Read about some of the actions that were ‘legally’ abetted by the Bush administration’s Justice department team. Washington Post quoted from one of the memos, “"A detainee may be walled one time (one impact with the wall) to make a point, or twenty to thirty times consecutively when the interrogator requires a more significant response to a question."


“Nudity, sleep deprivation and dietary restrictions kept prisoners compliant and reminded them they had no control over their basic needs. Clothes and food could be used as rewards for cooperation,” prescribed another memo. The list goes on.


These are the techniques that the US, indeed the West had been crowing against for decades. They have stood on judgment on other countries, as the self-appointed moral guardians of the world, and have sought to isolate one country or the other on account of human rights violations. And this is their real face, now exposed.

After apartheid was ended in South Africa and a black-led government came to power, the pro-West South African elite alongwith the progressive elements of the Western elite had prescribed as a process of healing from the painful years of white supremacy, a Truth Commission. The formula was later tried in Cambodia and East Timor.


Now is the time when the world should demand a Truth Commission from the Americans to let heal the wounds of US bestiality. Obama has abdicated his responsibility to the global opinion. The international community – if it is not another name of that group of people who owe their allegiance to the US elite in the garb of global citizenship – should rise up as one and demand that ‘let truth prevail.’


Or otherwise, some concerned citizen of the world should stand up and go to the courts of north Europe and file a case against Bush and Co with the same alacrity that is shown in hauling up second or third world dictators.

Of course, there too Obama has created a caveat. He has reassured the CIA officials who could be thus indicted that they would be provided full legal assistance, in the eventuality of such a fate. Not only that, Obama has told them that were they to lose money in the process, the US government would indemnify. No word there, by the way, of any way to compensate the victims or their families, of the treatment of those CIA officers.

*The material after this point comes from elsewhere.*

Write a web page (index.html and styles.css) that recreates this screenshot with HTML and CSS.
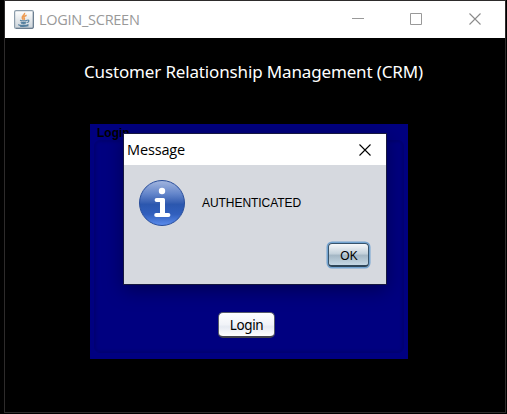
FILE: index.html
```html
<!DOCTYPE html>
<html lang="en">
<head>
<meta charset="utf-8">
<title>LOGIN_SCREEN</title>
<link rel="stylesheet" href="styles.css">
</head>
<body>
<main class="window">
  <header class="titlebar">
    <svg class="java" width="20" height="19" viewBox="0 0 20 19">
      <defs><linearGradient id="tile" x2="0" y2="1"><stop stop-color="#fff"/><stop offset="1" stop-color="#cbd3d9"/></linearGradient></defs>
      <rect x=".6" y=".6" width="18.8" height="17.8" rx="1.5" fill="url(#tile)" stroke="#8c9dab" stroke-width="1.2"/>
      <path d="M19.3 2v15q0 1-1 1.3H2" fill="none" stroke="#65798b"/>
      <path d="M10.5 2.8c1 2-3.3 3.2-2.2 5.4.3.9 1.2 1.4 1.2 1.4M12.6 5.2C9.8 6.3 9.4 7 10.3 8.3c.4.7.1 1-.3 1.5" fill="none" stroke="#ed9a51" stroke-width="1.5"/>
      <path d="M6 10.2q3.4 1.3 7.2 0M6.6 12q2.9 1.1 5.8 0M7.2 13.5q2.4.8 4.5 0M13.3 10.2c2.4-.5 1.9 2-.4 2.3M4.8 14.5c-1.5.9 7.5 1.7 9.7 0M6 16.3q4.8.6 8.5-.5" fill="none" stroke="#557f9e" stroke-width="1.15"/>
    </svg>
    <h1 class="window-title">LOGIN_SCREEN</h1>
    <div class="controls">
      <svg width="13" height="13"><path d="M0 5.5h12" stroke="#999"/></svg>
      <svg width="13" height="13"><path d="M.5.5h11v11H.5z" fill="none" stroke="#999"/></svg>
      <svg width="13" height="13"><path d="M.5.5l11 11m0-11l-11 11" stroke="#8b8b8b" stroke-width="1.1"/></svg>
    </div>
  </header>
  <section class="content">
    <h2 class="heading">Customer Relationship Management (CRM)</h2>
    <div class="panel">
      <div class="panel-title">Login</div>
      <div class="group"><button class="login">Login</button></div>
    </div>
  </section>
  <div class="dialog" role="dialog">
    <div class="dialog-bar"><span class="dialog-title">Message</span>
      <svg width="12" height="12"><path d="M.5.5l11 11m0-11l-11 11" stroke="#000" stroke-width="1.1"/></svg>
    </div>
    <div class="dialog-body">
      <div class="message">
        <svg width="48" height="48" viewBox="0 0 48 48">
          <defs><linearGradient id="info" x2="0" y2="1"><stop stop-color="#a3b6df"/><stop offset=".3" stop-color="#6385ca"/><stop offset=".48" stop-color="#3a62b4"/><stop offset=".53" stop-color="#2b57ae"/><stop offset=".75" stop-color="#315fbd"/><stop offset="1" stop-color="#5c8ded"/></linearGradient></defs>
          <circle cx="24" cy="24" r="22.5" fill="url(#info)" stroke="#294e9b"/>
          <g fill="#fff"><circle cx="24" cy="12" r="3.2"/><path d="M18.6 19h6.9q1.5 0 1.5 1.5V34h3.4a2 2 0 0 1 0 4H18.2a2 2 0 0 1 0-4H22V23h-3.4a2 2 0 0 1 0-4z"/></g>
        </svg>
        <span class="message-text">AUTHENTICATED</span>
      </div>
      <button class="ok">OK</button>
    </div>
  </div>
</main>
</body>
</html>
```
FILE: styles.css
```css
* { box-sizing: border-box; }
body { margin: 0; width: 507px; height: 414px; background: #000; overflow: hidden; }
.window { position: relative; margin-left: 4px; width: 502px; height: 413px; border: 1px solid #2d2b2b; background: #000; }
.titlebar { display: flex; align-items: center; height: 37px; padding: 0 24px 0 9px; background: #fff; }
.java { flex: none; }
.window-title { margin: 0 0 0 5px; font: 400 14.5px/36px "Open Sans", sans-serif; letter-spacing: -.27px; color: #999; }
.controls { display: flex; gap: 46px; margin-left: auto; margin-top: -1px; }
.controls svg { display: block; width: 12.5px; overflow: visible; }
.content { display: flex; flex-direction: column; align-items: center; }
.heading { margin: 22px 0 0; width: 342px; font: 400 17px/24px "Noto Sans", sans-serif; letter-spacing: -.15px; white-space: nowrap; color: #fff; }
.panel { width: 318px; height: 235px; margin: 40px 12px 0 0; background: #000080; padding: 2px 4px 6px; }
.panel-title { height: 14px; padding-left: 3px; font: 700 12px/14px "Liberation Sans", sans-serif; color: #000; }
.group { display: flex; align-items: flex-end; justify-content: center; height: 213px; padding-bottom: 14px; border: 1px solid #000073; border-radius: 6px; box-shadow: inset 0 0 3px 1px #000070; }
.login { width: 57px; height: 26px; padding: 0 0 0 1px; margin-right: 6px; border: 1px solid #565a69; border-bottom: 2px solid #41424b; border-radius: 5px; background: linear-gradient(#fff, #f1f3f8 50%, #e6eaf2 60%, #fff); font: 13.5px/22px "Noto Sans", sans-serif; letter-spacing: -.4px; color: #000; }
.dialog { position: absolute; left: 118px; top: 132px; width: 264px; height: 152px; border: 1px solid #17183f; background: #d6d9df; box-shadow: 0 5px 18px rgba(0, 0, 0, .35); }
.dialog-bar { display: flex; align-items: center; justify-content: space-between; height: 31px; padding: 0 15px 0 3px; background: #fff; }
.dialog-title { font: 14.5px/31px "Open Sans", sans-serif; letter-spacing: -.15px; color: #000; }
.dialog-body { display: flex; flex-direction: column; padding: 14px 16px 0 14px; }
.message { display: flex; align-items: center; height: 48px; }
.message svg { flex: none; }
.message-text { margin-left: 16px; font: 12px/16px "Liberation Sans", sans-serif; letter-spacing: -.05px; color: #000; }
.ok { align-self: flex-end; width: 41px; height: 24px; margin: 16px 1px 0 0; padding: 2px 0 0 1px; border: 1px solid #36536c; border-bottom: 2px solid #2e4659; border-radius: 4px; background: linear-gradient(#f6f8fa, #c5d2dc 45%, #a4b7c5 55%, #c5d8e5); box-shadow: 0 0 0 1.5px #73a4d1; font: 12px/20px "Liberation Sans", sans-serif; color: #000; }
```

Imagine George W Bush with a number pasted on his chest facing a photographer’s camera. Or even a disshevelled George W Bush, fresh out of bed, being examined in his orifices for any hidden cyanide pill, being photographed at that instant like Saddam Hussein had to undergo. That would not happen either. For, Obama has ensured that the people who play the game of global dominance should be immune from the impact of their actions. And he has ensured that the US would not change.